In definitiva Augé è stato un intellettuale fedele all’illuminismo, all’idea di una ragione condivisa, e alla concretezza della ricerca sul campo, in ciò refrattario alla cosiddetta French Theory, e cioè a quel pensiero verbosissimo, “spettacolare”, estenuato, che ha colonizzato i campus americani e in parte anche la nostra cultura degli ultimi decenni. Quel pensiero che tutto risolve in un funambolismo del discorso e che assume la verità come effetto retorico.
Lui, al contrario, si tiene sempre all’esperienza, al senso comune.

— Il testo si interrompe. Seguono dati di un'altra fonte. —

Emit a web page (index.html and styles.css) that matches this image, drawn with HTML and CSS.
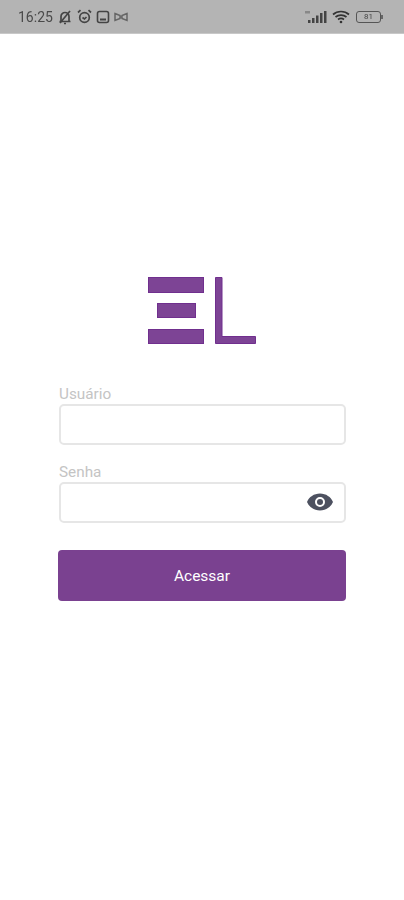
FILE: index.html
```html
<!DOCTYPE html>
<html lang="en">
<head>
    <meta charset="UTF-8">
    <meta name="viewport" content="width=device-width, initial-scale=1.0">
    <title>Login</title>
    <link rel="stylesheet" href="styles.css">
</head>
<body>
    <div class="status-bar">
        <div class="status-left">
            <span class="status-time">16:25</span>
            <!-- muted alarm -->
            <svg class="status-icon" width="16" height="16" viewBox="0 0 16 16" fill="none" stroke="#444" stroke-width="1.7">
                <path d="M4 12 V7.5 C4 5 6 3.5 8 3.5 C10 3.5 12 5 12 7.5 V12 M2.5 12.5 H13.5"/>
                <path d="M3 14 L13 2"/>
                <path d="M7 14.5 H9"/>
            </svg>
            <!-- alarm clock -->
            <svg class="status-icon" width="15" height="15" viewBox="0 0 15 15" fill="none" stroke="#444" stroke-width="1.7">
                <circle cx="7.5" cy="8.5" r="4.8"/>
                <path d="M1 3.5 L3.5 1.2 M14 3.5 L11.5 1.2 M5.5 8.5 L7.5 10 L9.5 8"/>
            </svg>
            <!-- sim box -->
            <svg class="status-icon" width="14" height="14" viewBox="0 0 14 14" fill="none" stroke="#444" stroke-width="1.6">
                <rect x="1.5" y="1.5" width="11" height="11" rx="2"/>
                <path d="M4 9.5 H10" stroke-width="2"/>
            </svg>
            <!-- link -->
            <svg class="status-icon" width="14" height="10" viewBox="0 0 14 10" fill="none" stroke="#666" stroke-width="1.5">
                <path d="M1 1.5 L6 3.5 V6.5 L1 8.5 Z M13 1.5 L8 3.5 V6.5 L13 8.5 Z M6 5 H8"/>
            </svg>
        </div>
        <div class="status-right">
            <svg width="22" height="14" viewBox="0 0 22 14" fill="#444">
                <rect x="3" y="10" width="2.5" height="3"/>
                <rect x="7" y="8" width="2.5" height="5"/>
                <rect x="11" y="5.5" width="2.5" height="7.5"/>
                <rect x="15" y="3" width="2.5" height="10"/>
                <rect x="19" y="1" width="2.5" height="12"/>
                <rect x="0" y="1" width="5" height="2.5" fill="#888"/>
            </svg>
            <svg width="18" height="14" viewBox="0 0 18 14" fill="none" stroke="#333" stroke-width="1.7">
                <path d="M1 4.5 C5.5 0.5 12.5 0.5 17 4.5"/>
                <path d="M3.5 7 C6.5 4.5 11.5 4.5 14.5 7"/>
                <path d="M6 9.5 C7.8 8.2 10.2 8.2 12 9.5"/>
                <circle cx="9" cy="12" r="1.3" fill="#333" stroke="none"/>
            </svg>
            <div class="battery-wrap">
                <div class="battery"><span class="battery-level">81</span></div>
                <span class="battery-nub"></span>
            </div>
        </div>
    </div>

    <main class="login">
        <svg class="logo" width="108" height="67" viewBox="0 0 108 67">
            <rect class="logo-bar" x="0.5" y="0.5" width="55" height="15"/>
            <rect class="logo-bar" x="9.5" y="26.5" width="38" height="14"/>
            <rect class="logo-bar" x="0.5" y="52.5" width="55" height="14"/>
            <path class="logo-bar" d="M67.5 0.5 H74 V59.5 H107.5 V66.5 H67.5 Z"/>
        </svg>

        <form class="login-form">
            <label class="field-label" for="usuario">Usuário</label>
            <div class="field">
                <input class="field-input" id="usuario" type="text">
            </div>

            <label class="field-label field-label-second" for="senha">Senha</label>
            <div class="field">
                <input class="field-input" id="senha" type="password">
                <svg class="field-eye" width="28" height="20" viewBox="0 0 28 20">
                    <path fill="#4d5160" fill-rule="evenodd" d="M14 1.5 C8 1.5 3 5 1 10 C3 15 8 18.5 14 18.5 C20 18.5 25 15 27 10 C25 5 20 1.5 14 1.5 Z M14 15 A5 5 0 1 1 14 5 A5 5 0 1 1 14 15 Z"/>
                    <circle cx="14" cy="10" r="3" fill="#4d5160"/>
                </svg>
            </div>

            <button class="submit" type="button">Acessar</button>
        </form>
    </main>
</body>
</html>
```

FILE: styles.css
```css
body {
    margin: 0;
    background-color: #ffffff;
    font-family: 'Roboto', sans-serif;
    color: #333;
}
.status-bar {
    display: flex;
    justify-content: space-between;
    align-items: center;
    height: 34px;
    padding: 0 21px 0 18px;
    background-color: #b4b4b4;
    border-bottom: 1px solid #c8c8c8;
    box-sizing: border-box;
}
.status-left,
.status-right {
    display: flex;
    align-items: center;
    gap: 4px;
    filter: blur(0.5px);
}
.status-right {
    gap: 5px;
}
.status-time {
    font-size: 14px;
    color: #4a4a4a;
}
.status-icon {
    flex-shrink: 0;
}
.battery-wrap {
    display: flex;
    align-items: center;
    margin-left: 1px;
}
.battery {
    display: flex;
    align-items: center;
    justify-content: center;
    width: 23px;
    height: 10px;
    border: 1px solid #555;
    border-radius: 3px;
}
.battery-nub {
    width: 2px;
    height: 4px;
    background-color: #666;
}
.battery-level {
    font-size: 8px;
    color: #444;
}
.login {
    display: flex;
    flex-direction: column;
    padding: 243px 58px 0 59px;
}
.logo {
    align-self: flex-start;
    margin-left: 89px;
    filter: blur(0.4px);
}
.logo-bar {
    fill: #7d4495;
    stroke: #702f8e;
    stroke-width: 1;
}
.login-form {
    display: flex;
    flex-direction: column;
    margin-top: 42px;
}
.field-label {
    font-size: 15.3px;
    line-height: 17px;
    color: #c4c4c4;
    margin-bottom: 1px;
}
.field-label-second {
    margin-top: 19px;
}
.field {
    position: relative;
    height: 41px;
}
.field-input {
    display: block;
    width: 100%;
    height: 100%;
    box-sizing: border-box;
    border: 2.5px solid #e6e6e6;
    border-radius: 5px;
    background: #fff;
}
.field-eye {
    position: absolute;
    top: 10px;
    right: 12px;
}
.submit {
    height: 51px;
    margin: 27px 0 0 -1px;
    border: none;
    border-radius: 4px;
    background-color: #7a4190;
    color: #fff;
    font-family: 'Roboto', sans-serif;
    font-size: 15.5px;
}
```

Riteneva che certo vivere l’attimo presente corrisponde a una forma di saggezza, sapendo però che il presente è sempre in movimento verso il futuro, e che dunque noi dobbiamo cercare di orientarlo, entro i nostri limiti. Ogni volta che salgo sul 75, Marc Augé si siede idealmente al mio fianco, per conversare un po’.